By Dustin Rowles | TV | December 12, 2023 |
By Dustin Rowles | TV | December 12, 2023 |
I often ask myself, in the case of a mystery series like A Nearly Normal Family, if I would still like the series if it did not use multiple timelines to create suspense. In the case of this Swedish series from Per Hanefjord, I’m not so sure most of the series would have been successful without that device, save for the finale episode, which only works because I’m a sucker for courtroom trickery.
In A Nearly Normal Family, a young woman, Stella Sandel (Alexandra Karlsson Tyrefors), is arrested for the murder of the much older 32-year-old Chris Olsen (Christian Fandango Sundgren). The only thing we know about Stella at the outset is that two years prior, she had been raped by someone on whom she had a crush. She told her parents, but her mother, Ulrika (Lo Kauppi), a high-powered attorney, suggested she not report the assault to the police because the likelihood of prosecuting the rapist was low and the blame and shame Stella would experience were not worth the risk.

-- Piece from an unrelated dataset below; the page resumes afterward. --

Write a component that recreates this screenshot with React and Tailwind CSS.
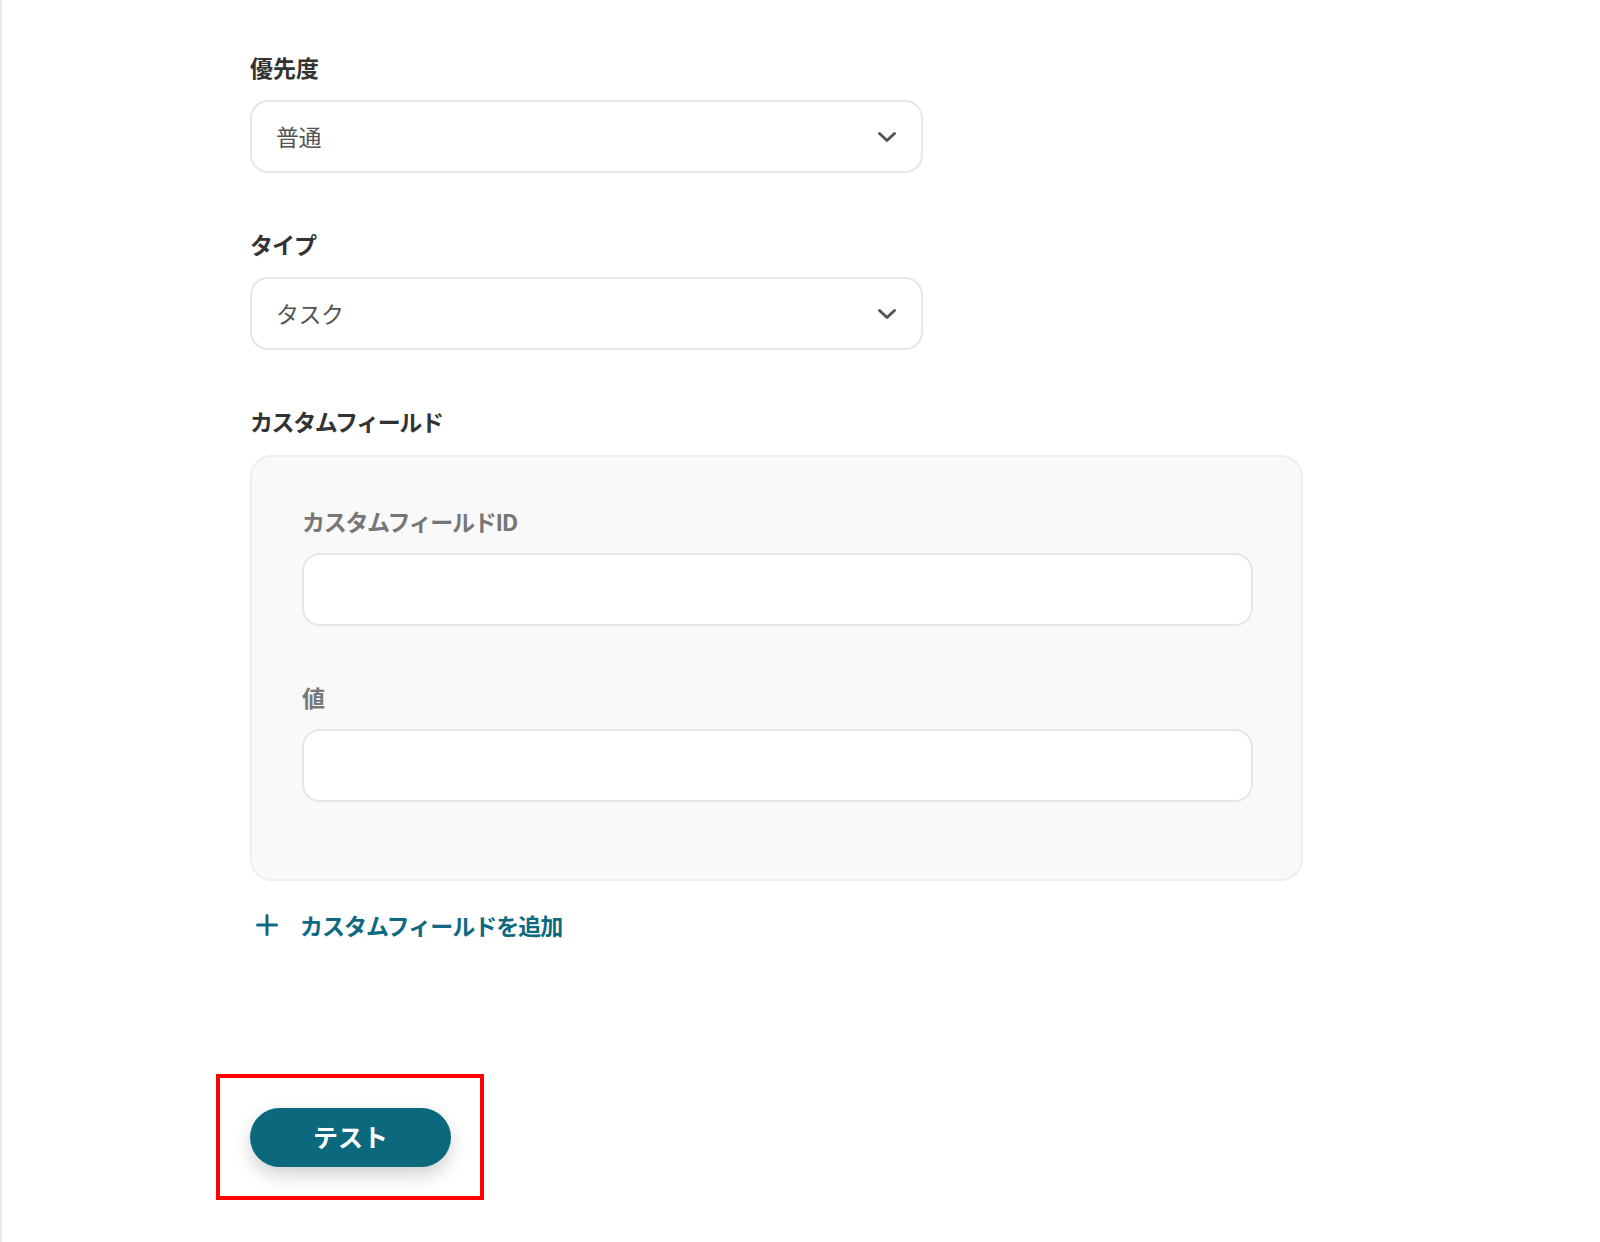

That decision reverberates throughout the rest of the story, both in how Stella behaves on the night Chris is murdered and in the actions of her parents, Ulrika and Adam (Björn Bengtsson), a pastor. Despite Adam’s religious background and Ulrika’s legal background, both work to cover up evidence linking their daughter to the murder by burning her clothes, tossing her cell phone, and deleting text messages. Meanwhile, in the years since the initial rape, the family has grown apart — Adam is emotionally closed off, Stella is estranged, and Ulrika has not only developed alcoholism but is having an affair.
The series thus travels along on two timelines: In the present, Adam and Ulrika try to fix their marriage and orchestrate an acquittal for Stella, who is in prison awaiting her trial. The other timeline covers the night of the murder, and as Stella’s trial grows nearer, we find out more details about the night in question.
Time permitting, I’ll dabble in Netflix’s global hits, and if it’s not a twisty Korean drama, it’s usually some Scandinavian murder show. Particularly where it concerns European series, however, most of the Netflix global shows are not that dissimilar to their American counterparts: They’re easy to binge and algorithm-friendly. Don’t be tricked by the subtitles and the dreary setting; A Nearly Normal Family is no different. It is marginally better than mediocre, but it’s also a quick binge (I watched it all in one night).
I don’t regret it, either, because once it turns to the courtroom in the final episode, it presented one of my favorite legal tricks, which it turns out can be used in Sweden as well as America.
Ending Explained — Spoilers
Welcome to those who stumbled on this post because you watched the first episode or two and decided to bail but still want to know what happens. Here’s the gist: Chris’s ex-girlfriend repeatedly warns Stella that Chris is a bad guy. Stella doesn’t buy it at first, but she starts to get the hint after Chris begins exhibiting jealous, controlling behavior.
She stops answering his calls, and Chris gets weird. On the night of his murder, Chris seeks out Stella’s best friend, Amina (Melisa Ferhatovic), who is waiting at a bar for Stella to get off work. Chris roofies Amina, takes her back to his place, and rapes her. Stella, worried that Chris lured Amina back to his place, breaks into his apartment and catches Chris sexually assaulting Amina. She tries to help Aminia escape. An enraged Chris chases them down with a knife, but he trips and drops the knife. Stella picks it up, and when Chris rushes toward her, she stabs him. Once he’s down on the ground, she stabs him several times more.
During the trial in the last episode, no one knows about Amina’s involvement except for Stella’s mom, Ulrika, the legal scholar. Ulrika disposes of Stella’s bloody clothes, her phone, and the murder weapon and hatches a plan with Amina. When the prosecutor questions Amina, she reveals that Chris raped her on the night of his murder. In doing so, Amina doesn’t admit to killing Chris but reveals that she had a motive to do so. That’s enough to provide the jury with reasonable doubt as to whether Stella murdered Chris.
It’s an old David E. Kelley trick: By convincing the jury that the murderer could legitimately be A or B, there is reasonable doubt about both A and B, and the jury can convict neither. In most courtroom dramas, guilty parties use the strategy to escape conviction. Here, the legal strategy nets a just verdict. Truthfully, I don’t know why Stella didn’t argue self-defense or justifiable homicide from the beginning, except that she didn’t think that the authorities would believe her because her parents convinced her after her first rape that the cops don’t believe women when it comes to sex crimes.
Adam and Ulrika, for the record, salvage their marriage.